Looping through keywords and multiple pages in Selenium

Question

This is a follow-up of my question over here.

I adopted @Reinderien's suggested script to a second website below:

fudan.py

from contextlib import contextmanager
from dataclasses import dataclass
from datetime import datetime, date
from pathlib import Path
from typing import Iterable, Optional, ContextManager

# pip install proxy.py
import proxy
from proxy.http.exception import HttpRequestRejected
from proxy.http.parser import HttpParser
from proxy.http.proxy import HttpProxyBasePlugin
from selenium.common.exceptions import (
    NoSuchElementException,
    StaleElementReferenceException,
    TimeoutException,
    WebDriverException,
)
from selenium.webdriver import Firefox, FirefoxProfile
from selenium.webdriver.common.by import By
from selenium.webdriver.common.proxy import ProxyType
from selenium.webdriver.remote.webdriver import WebDriver
from selenium.webdriver.remote.webelement import WebElement
from selenium.webdriver.support import expected_conditions as EC
from selenium.webdriver.support.ui import WebDriverWait


@dataclass
class PrimaryResult:
    caption: str
    date: date
    link: str

    @classmethod
    def from_row(cls, row: WebElement) -> 'PrimaryResult': 
        sno, caption, viewed_number, published_date = row.find_elements_by_xpath('td')

        caption_links = caption.find_elements_by_tag_name('a')[0]

        published_date = date.isoformat(datetime.strptime(published_date.text, '%Y/%m/%d'))

        return cls(
            caption = caption_links.text,
            date = published_date,
            link = caption_links.get_attribute('href')
        )

    def __str__(self):
        return (
            f'題名      {self.caption}'
            f'\n發表時間  {self.date}'
            f'\n文章連結　{self.link}'
        )


class MainPage:
    def __init__(self, driver: WebDriver):
        self.driver = driver

    def submit_search(self, keyword: str) -> None:
        wait = WebDriverWait(self.driver, 100)
        search = wait.until(
            EC.presence_of_element_located((By.CLASS_NAME, 'text2'))
        )
        search.send_keys(keyword)
        search.submit()

    def get_element_and_stop_page(self, *locator) -> WebElement:
        ignored_exceptions = (NoSuchElementException, StaleElementReferenceException)
        wait = WebDriverWait(self.driver, 30, ignored_exceptions=ignored_exceptions)
        elm = wait.until(EC.presence_of_element_located(locator))
        self.driver.execute_script("window.stop();")
        return elm

    def next_page(self) -> None:
        try: 
            link = self.get_element_and_stop_page(By.LINK_TEXT, "下页")
        except:
            print("No button with 「下页」 found.")
            return

        try:
            link.click()
            print("Navigating to Next Page")
        except (TimeoutException, WebDriverException):
            print("Last page reached")


class SearchResults:
    def __init__(self, driver: WebDriver):
        self.driver = driver

    def get_structured_elements(self) -> Iterable[PrimaryResult]:
        rows = self.driver.find_elements_by_xpath(
            '//table[1]/tbody/tr[position() > 1]'
        )

        for row in rows:
            yield PrimaryResult.from_row(row)
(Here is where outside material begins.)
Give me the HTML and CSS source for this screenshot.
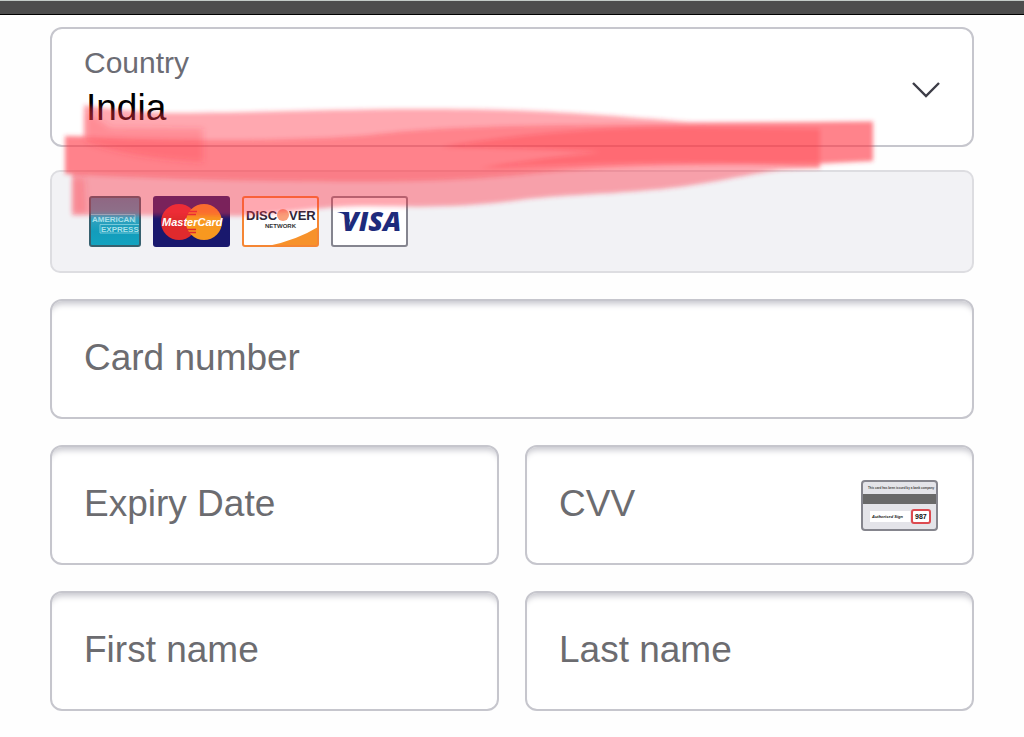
FILE: index.html
```html
<!DOCTYPE html>
<html lang="en">
<head>
  <meta charset="UTF-8">
  <meta name="viewport" content="width=device-width, initial-scale=1.0">
  <title>Add a card</title>
  <link rel="stylesheet" href="styles.css">
</head>
<body>

  <div class="top-bar"></div>

  <form class="card-form">
    <!-- Country -->
    <div class="country">
      <div class="country-text">
        <label for="country">Country</label>
        <select id="country">
          <option>India</option>
        </select>
      </div>
      <svg class="chevron" width="30" height="18" viewBox="0 0 30 18">
        <path d="M3 3 L16 16 L29 3" fill="none" stroke="#3d3d47" stroke-width="2.4"/>
      </svg>
    </div>

    <!-- Accepted cards -->
    <div class="cards">
      <svg width="52" height="51" viewBox="0 0 52 51">
        <defs>
          <linearGradient id="amex" x1="0" y1="0" x2="0" y2="1">
            <stop offset="0" stop-color="#3f8fb0"/>
            <stop offset=".4" stop-color="#3aa3c0"/>
            <stop offset=".7" stop-color="#139cbb"/>
            <stop offset="1" stop-color="#13a3c0"/>
          </linearGradient>
        </defs>
        <rect x="1" y="1" width="50" height="49" rx="2" fill="url(#amex)" stroke="#37616f" stroke-width="2"/>
        <g class="amex-text">
          <text x="3" y="26">AMERICAN</text>
          <text x="12" y="36">EXPRESS</text>
        </g>
        <path d="M2 18.500H46V27M11 28.500H50M11 28.500V37H50" fill="none" stroke="#9bdbe6" stroke-width=".7"/>
      </svg>

      <svg width="77" height="51" viewBox="0 0 77 51">
        <rect width="77" height="51" rx="3" fill="#19186d"/>
        <circle cx="26" cy="26" r="18" fill="#e02a2d"/>
        <circle cx="51" cy="26" r="18" fill="#f8981f"/>
        <path d="M35 15.500h9M34 18.500h9M33 33.500h10M35 36.500h8" stroke="#e02a2d" stroke-width="1.500"/>
        <text class="mc-text" x="9" y="30">MasterCard</text>
      </svg>

      <svg width="77" height="51" viewBox="0 0 77 51">
        <rect x="1" y="1" width="75" height="49" rx="2" fill="#fff"/>
        <path d="M26 50 Q55 44 76 31 V50 Z" fill="#f7922b"/>
        <rect x="1" y="1" width="75" height="49" rx="2" fill="none" stroke="#f58634" stroke-width="2"/>
        <circle cx="41" cy="19" r="6" fill="#f9a07a"/>
        <text class="discover-text" x="4" y="24">DISC</text>
        <text class="discover-text" x="47" y="24">VER</text>
        <text class="network-text" x="23" y="32">NETWORK</text>
      </svg>

      <svg width="77" height="51" viewBox="0 0 77 51">
        <rect x="1" y="1" width="75" height="49" rx="2" fill="#fff" stroke="#85858f" stroke-width="2"/>
        <path d="M6 16h10l4 12-5-8q-3-3-9-4z" fill="#1d2b7c"/>
        <text class="visa-text" x="11" y="35">VISA</text>
      </svg>
    </div>

    <!-- Card details -->
    <div class="field wide">
      <input type="text" aria-label="Card number" placeholder="Card number">
    </div>
    <div class="field">
      <input type="text" aria-label="Expiry Date" placeholder="Expiry Date">
    </div>
    <div class="field">
      <input type="text" aria-label="CVV" placeholder="CVV">
      <svg class="cvv-icon" width="77" height="51" viewBox="0 0 77 51">
        <rect x="1" y="1" width="75" height="49" rx="3" fill="#e4e4e9" stroke="#85858d" stroke-width="2"/>
        <text class="cvv-small" x="7" y="9">This card has been issued by a bank company</text>
        <rect x="2" y="14" width="73" height="10" fill="#696969"/>
        <rect x="9" y="31" width="40" height="11" fill="#fff"/>
        <text class="cvv-sign" x="11" y="38">Authorised Sign</text>
        <rect x="51" y="30" width="18" height="13" rx="2" fill="#fff" stroke="#dc4a50" stroke-width="2"/>
        <text class="cvv-code" x="54" y="39">987</text>
      </svg>
    </div>
    <div class="field">
      <input type="text" aria-label="First name" placeholder="First name">
    </div>
    <div class="field">
      <input type="text" aria-label="Last name" placeholder="Last name">
    </div>
  </form>

  <!-- Red highlighter strokes over the form -->
  <svg class="marker" viewBox="0 0 1024 240">
    <defs>
      <filter id="soft" x="-5%" y="-10%" width="110%" height="120%">
        <feGaussianBlur stdDeviation="2"/>
      </filter>
      <filter id="softer" x="-10%" y="-20%" width="120%" height="140%">
        <feGaussianBlur stdDeviation="3"/>
      </filter>
    </defs>
    <g fill="#ff3140" fill-opacity=".42">
      <g filter="url(#soft)">
        <path d="M84 105 Q120 111 165 113 C260 113 330 109 420 109 C540 109 590 114 690 122 L873 122 V161 L820 164 V168 L780 170 C730 177 705 186 640 191 C590 195 560 195 520 200 C460 208 420 207 370 206 C320 206 290 213 240 216 L72 215 V174 H65 V136 H84 Z"/>
        <path fill-opacity=".33" d="M65 136 C180 142 300 141 370 135 C450 124 600 125 690 124 L873 121 V161 C760 166 640 162 540 173 C450 183 360 183 220 180 Q140 178 65 174 Z"/>
        <path fill-opacity=".3" d="M440 147 C520 134 600 127 690 127 L820 129 V168 L790 166 C690 160 610 163 480 168 Q540 158 600 152 Q520 148 440 147 Z"/>
      </g>
      <g filter="url(#softer)">
        <path fill-opacity=".24" d="M86 110 L110 128 L203 129 V162 Q130 158 86 142 Z"/>
        <path fill-opacity=".24" d="M74 178 L84 178 L86 213 H74 Z"/>
      </g>
    </g>
  </svg>

</body>
</html>
```

FILE: styles.css
```css
* {
  box-sizing: border-box;
}
body {
  margin: 0;
  background: #fefefe;
  font-family: "Liberation Sans", Arial, sans-serif;
  position: relative;
}
.top-bar {
  height: 15px;
  background: #4d4d4d;
  border-top: 1px solid #c3cbc7;
  border-bottom: 1px solid #000;
}
.card-form {
  display: grid;
  grid-template-columns: repeat(2, minmax(0, 1fr));
  gap: 26px;
  padding: 12px 50px 26px;
}
.country, .cards, .wide {
  grid-column: 1 / -1;
}
.country, .field {
  height: 120px;
  display: flex;
  align-items: center;
  background: #fff;
  border: 2px solid #c6c6cd;
  border-radius: 12px;
}
.country {
  padding: 4px 32px 0;
}
.country-text {
  flex: 1;
}
.country label {
  display: block;
  font-size: 30px;
  line-height: 34px;
  color: #6c6c74;
}
.country select {
  display: block;
  width: 100%;
  height: 52px;
  padding: 2px 2px 0;
  border: none;
  outline: none;
  appearance: none;
  background: transparent;
  color: #000;
  font-family: inherit;
  font-size: 37px;
}
.cards {
  display: flex;
  align-items: center;
  gap: 12px;
  height: 103px;
  margin-top: -3px;
  padding: 0 37px;
  background: #f2f2f5;
  border: 2px solid #dddde1;
  border-radius: 10px;
}
.field {
  padding: 0 34px 0 32px;
  box-shadow: inset 0 8px 6px -5px #c6c6cd;
}
.field input {
  flex: 1;
  min-width: 0;
  height: 100%;
  padding: 0 0 2px;
  border: none;
  outline: none;
  background: transparent;
  color: #000;
  font-family: inherit;
  font-size: 37px;
}
.field input::placeholder {
  color: #6c6c70;
  opacity: 1;
}

/* Card logos */
.amex-text {
  font-size: 8px;
  font-weight: bold;
  fill: #a9e0ea;
}
.mc-text {
  font-size: 11px;
  font-weight: bold;
  font-style: italic;
  fill: #fff;
}
.discover-text {
  font-size: 13px;
  font-weight: bold;
  fill: #2c2638;
}
.network-text {
  font-size: 6px;
  font-weight: bold;
  fill: #333;
}
.visa-text {
  font-family: "Open Sans", sans-serif;
  font-size: 27px;
  font-weight: 800;
  font-style: italic;
  fill: #1d2b7c;
}
.cvv-small {
  font-size: 3px;
  font-weight: bold;
  fill: #444;
}
.cvv-sign {
  font-size: 4px;
  font-weight: bold;
  font-style: italic;
  fill: #111;
}
.cvv-code {
  font-size: 7px;
  font-weight: bold;
  fill: #111;
}
.marker {
  position: absolute;
  top: 0;
  left: 0;
  width: 100%;
  pointer-events: none;
}
```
# class ContentFilterPlugin(HttpProxyBasePlugin):
#     HOST_WHITELIST = {
#         b'ocsp.digicert.com',
#         b'ocsp.sca1b.amazontrust.com',
#         b'big5.oversea.cnki.net',
#         b'gwz.fudan.edu.cn'
#     }

#     def handle_client_request(self, request: HttpParser) -> Optional[HttpParser]:
#         host = request.host or request.header(b'Host')
#         if host not in self.HOST_WHITELIST:
#             raise HttpRequestRejected(403)

#         if any(
#             suffix in request.path
#             for suffix in (
#                 b'png', b'ico', b'jpg', b'gif', b'css',
#             )
#         ):
#             raise HttpRequestRejected(403)

#         return request

#     def before_upstream_connection(self, request):
#         return super().before_upstream_connection(request)
#     def handle_upstream_chunk(self, chunk):
#         return super().handle_upstream_chunk(chunk)
#     def on_upstream_connection_close(self):
#         pass


# @contextmanager
# def run_driver() -> ContextManager[WebDriver]:
#     prox_type = ProxyType.MANUAL['ff_value']
#     prox_host = '127.0.0.1'
#     prox_port = 8889

#     profile = FirefoxProfile()
#     profile.set_preference('network.proxy.type', prox_type)
#     profile.set_preference('network.proxy.http', prox_host)
#     profile.set_preference('network.proxy.ssl', prox_host)
#     profile.set_preference('network.proxy.http_port', prox_port)
#     profile.set_preference('network.proxy.ssl_port', prox_port)
#     profile.update_preferences()

#     plugin = f'{Path(__file__).stem}.{ContentFilterPlugin.__name__}'

#     with proxy.start((
#         '--hostname', prox_host,
#         '--port', str(prox_port),
#         '--plugins', plugin,
#     )), Firefox(profile) as driver:
#         yield driver


def fudan_search(keyword) -> None:
    with Firefox() as driver:
        driver.get('http://www.gwz.fudan.edu.cn/Web/Search?s=' + keyword + '&btnSearch=')
        # driver.get('http://www.gwz.fudan.edu.cn')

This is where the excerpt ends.